Hi, I've found some inconsistencies introduced by the previous change,
'/[][]/'
parses but '/[]a[]/'
does not
$ ./a.out '/[]a[]/'
./a.out: non-terminated regular expression []a[]/... at source line 1
context is
>>> /[]a[]/ <<<
/[[a]/
parses, but /[a[]/
does not
$ ./a.out '/[a[]/'
./a.out: non-terminated regular expression [a[]/... at source line 1
context is
>>> /[a[]/ <<<
/[/[:alpha:]]/
and /[/][[:alpha:]]/
parses, but /[[:alpha:]/]/
and /[[:alpha:]][/]/
doesn't
$ ./a.out '/[[:alpha:]/]/'
./a.out: nonterminated character class [[:alpha:]
source line number 1
context is
>>> /[[:alpha:]/ <<<
$ ./a.out '/[[:alpha:]][/]/'
./a.out: nonterminated character class [[:alpha:]][
source line number 1
context is
>>> /[[:alpha:]][/ <<<
These fail
$ ./a.out '/][[]/'
./a.out: non-terminated regular expression ][[]/... at source line 1
context is
>>> /][[]/ <<<
$ ./a.out '/][/]/'
./a.out: nonterminated character class ][
source line number 1
context is
>>> /][/ <<<
The latest change that parses combinations of ']' and '[' are error prone as shown by the corner cases above. I think we can use a simpler approach here, instead of doing complex bracketing matching in the lexer, the lexer should just match the outer-most '[' and ']' of a bracket expression, and the complex bracket matching of "[=", "[." and "[:" shall be ignored as the regex parser would check this later.

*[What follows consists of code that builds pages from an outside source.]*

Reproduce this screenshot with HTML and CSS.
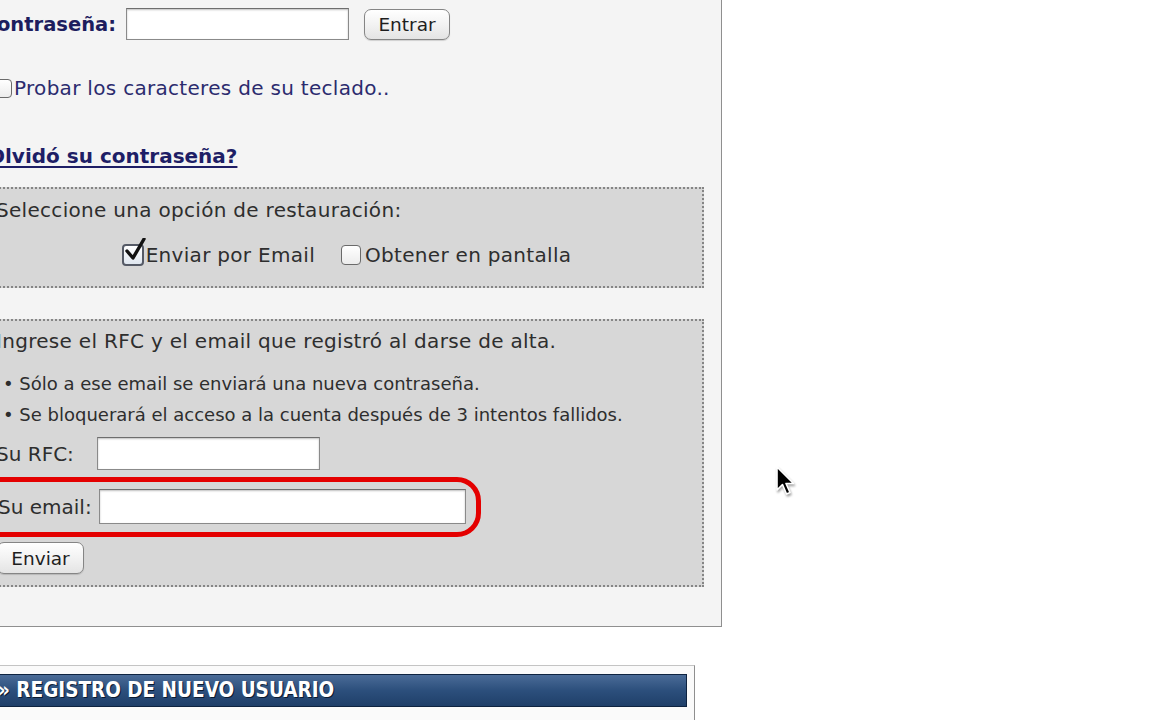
FILE: index.html
```html
<!DOCTYPE html>
<html lang="es">
<head>
<meta charset="utf-8">
<title>Acceso</title>
<link rel="stylesheet" href="styles.css">
</head>
<body>
<div class="panel">
  <div class="login-row">
    <label class="lbl-strong" for="pwd"><span>contraseña:</span></label>
    <input class="field field-pwd" id="pwd" type="password">
    <button class="btn btn-entrar" type="button">Entrar</button>
  </div>
  <div class="probar-row">
    <span class="chk"></span>
    <span class="probar-text">Probar los caracteres de su teclado..</span>
  </div>
  <div class="olvido-row">
    <a class="olvido" href="#">Olvidó su contraseña?</a>
  </div>

  <div class="box box-opciones">
    <div class="box-title">Seleccione una opción de restauración:</div>
    <div class="opciones">
      <span class="opt">
        <span class="chk chk-on">
          <svg class="tick" viewBox="0 0 24 26" width="24" height="26"><path d="M4 13 L10 20 L21 1" fill="none" stroke="#111" stroke-width="3.4" stroke-linecap="round" stroke-linejoin="round"/></svg>
        </span>
        <span>Enviar por Email</span>
      </span>
      <span class="opt">
        <span class="chk chk-sm"></span>
        <span>Obtener en pantalla</span>
      </span>
    </div>
  </div>

  <div class="box box-datos">
    <div class="box-title">Ingrese el RFC y el email que registró al darse de alta.</div>
    <ul class="notas">
      <li>• Sólo a ese email se enviará una nueva contraseña.</li>
      <li>• Se bloquerará el acceso a la cuenta después de 3 intentos fallidos.</li>
    </ul>
    <div class="form-row row-rfc">
      <label class="lbl" for="rfc">Su RFC:</label>
      <input class="field field-rfc" id="rfc" type="text">
    </div>
    <div class="ring">
      <div class="form-row row-email">
        <label class="lbl" for="email">Su email:</label>
        <input class="field field-email" id="email" type="text">
      </div>
    </div>
    <button class="btn btn-enviar" type="button">Enviar</button>
  </div>
</div>

<div class="registro">
  <div class="registro-bar">» REGISTRO DE NUEVO USUARIO</div>
</div>

<svg class="cursor" viewBox="0 0 20 32" width="20" height="32">
  <path d="M2 2 L2 25 L7.5 19.5 L11.5 29 L15 27.5 L11 18.5 L18.5 18.5 Z" fill="#000" stroke="#fff" stroke-width="1.6" stroke-linejoin="round"/>
</svg>
</body>
</html>
```
FILE: styles.css
```css
* { box-sizing: border-box; }

html, body {
  margin: 0;
  padding: 0;
  background: #ffffff;
  overflow: hidden;
}

body {
  width: 1160px;
  height: 720px;
  font-family: "DejaVu Sans", Verdana, sans-serif;
  position: relative;
}

.panel {
  margin-left: -40px;
  width: 762px;
  background: #f4f4f4;
  border-right: 1px solid #8f8f8f;
  border-bottom: 1px solid #8f8f8f;
  padding: 8px 0 39px 28px;
}

.login-row {
  display: flex;
  align-items: center;
  height: 32px;
}

.lbl-strong {
  display: flex;
  justify-content: flex-end;
  font-weight: bold;
  font-size: 19.5px;
  color: #1d1d5e;
  width: 138px;
  padding-right: 10px;
  white-space: nowrap;
  flex: none;
}

.lbl-strong span { flex: none; }

.field {
  display: block;
  height: 32px;
  border: 1px solid #8a8a8a;
  border-top-color: #6e6e6e;
  background: #fff;
  box-shadow: inset 0 1px 2px rgba(0,0,0,0.25);
  padding: 0 4px;
  font: inherit;
  flex: none;
}

.field-pwd { width: 223px; }

.btn {
  font-family: "DejaVu Sans", sans-serif;
  font-size: 18.5px;
  color: #1e1e1e;
  border: 1.5px solid #858585;
  border-radius: 7px;
  background: linear-gradient(#ffffff, #f1f1f1 55%, #e4e4e4);
  box-shadow: 0 1px 1px rgba(0,0,0,0.15);
  padding: 0;
}

.btn-entrar {
  margin-left: 15px;
  width: 86px;
  height: 31px;
}

.probar-row {
  display: flex;
  align-items: center;
  margin-top: 37px;
  margin-left: 6px;
  height: 22px;
}

.chk {
  display: inline-block;
  position: relative;
  width: 18px;
  height: 19px;
  border: 1.5px solid #6a6a6a;
  border-radius: 4px;
  background: linear-gradient(#ffffff, #ececec);
  flex: none;
}

.probar-text {
  margin-left: 2px;
  font-size: 20px;
  letter-spacing: 0.3px;
  color: #2b2b6e;
  white-space: nowrap;
}

.olvido-row {
  margin-top: 46px;
  height: 22px;
  display: flex;
  align-items: center;
}

.olvido {
  font-weight: bold;
  font-size: 20px;
  color: #1e1e66;
  text-decoration: underline;
  text-underline-offset: 3px;
  white-space: nowrap;
}

.box {
  margin-left: -8px;
  margin-right: 17px;
  background: #d7d7d7;
  border: 2px dotted #858585;
  padding-left: 14px;
  color: #2e2e2e;
  font-family: "DejaVu Sans", sans-serif;
}

.box-opciones {
  margin-top: 20px;
  height: 101px;
  padding-top: 9px;
}

.box-title {
  font-size: 20px;
  letter-spacing: 0.3px;
  height: 24px;
  line-height: 24px;
  white-space: nowrap;
}

.opciones {
  display: flex;
  justify-content: center;
  gap: 26px;
  margin-top: 21px;
  height: 24px;
  font-size: 20px;
  letter-spacing: 0.3px;
  padding-right: 5px;
  white-space: nowrap;
}

.opt {
  display: inline-flex;
  align-items: center;
  gap: 2px;
}

.chk-on {
  width: 22px;
  height: 22px;
  border-color: #555a66;
  border-width: 2px;
  background: linear-gradient(#ffffff, #dfe6ef);
}

.chk-sm {
  width: 20px;
  height: 20px;
  margin-right: 2px;
}

.tick {
  position: absolute;
  left: -1px;
  top: -8px;
}

.box-datos {
  margin-top: 31px;
  height: 268px;
  padding-top: 8px;
}

.notas {
  list-style: none;
  margin: 20px 0 0 7px;
  padding: 0;
  font-size: 18px;
}

.notas li {
  height: 21px;
  line-height: 21px;
  margin-bottom: 10px;
  white-space: nowrap;
}

.form-row {
  display: flex;
  align-items: center;
}

.lbl {
  font-size: 20px;
  flex: none;
  white-space: nowrap;
}

.row-rfc {
  margin-top: 12px;
}

.row-rfc .lbl { width: 101px; }

.field-rfc {
  width: 223px;
  height: 33px;
}

.ring {
  margin-top: 7px;
  margin-left: -30px;
  width: 515px;
  height: 60px;
  border: 5px solid #e40000;
  border-radius: 24px;
  padding: 7px 0 0 27px;
}

.row-email .lbl { width: 101px; }

.field-email {
  width: 367px;
  height: 35px;
}

.btn-enviar {
  display: block;
  margin-top: 5px;
  margin-left: 1px;
  width: 87px;
  height: 32px;
}

.registro {
  margin-top: 38px;
  margin-left: -40px;
  width: 735px;
  height: 80px;
  background: #fafafa;
  border-top: 1px solid #c4c4c4;
  border-right: 1px solid #8f8f8f;
  padding: 8px 7px 0 0;
}

.registro-bar {
  height: 33px;
  line-height: 31px;
  padding-left: 37px;
  background: linear-gradient(#4a6b97, #2c4f7c 50%, #1f3f69);
  border: 1.5px solid #0e2340;
  color: #ffffff;
  font-family: "DejaVu Sans Condensed", "DejaVu Sans", sans-serif;
  font-weight: bold;
  font-size: 20.5px;
  text-shadow: 1px 1px 0 #0a1a30;
  white-space: nowrap;
}

.cursor {
  position: absolute;
  left: 775px;
  top: 465px;
  filter: drop-shadow(1px 2px 1px rgba(0,0,0,0.35));
}
```
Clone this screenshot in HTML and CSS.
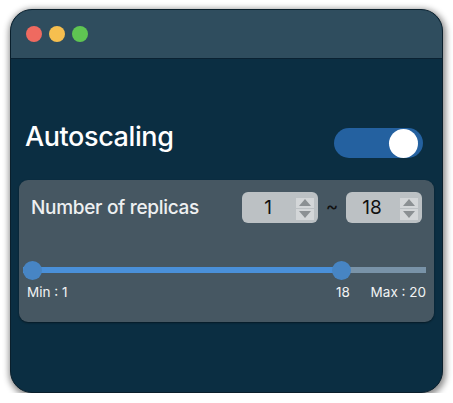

Ah yikes, my previous approach had bugs, turns out I still need to keep track of "[=", "[." and "[:" in the lexer, else /[.]/
would fail to parse.
Re uploaded a new patch, and verified by running the test suite.
oh what a mess we have gotten ourselves into.
According to the book, page 29, section 2.1:
Thus
/[/]/
should be grammatically equivalent to/\//
, which both matches any occurrence of a slash character.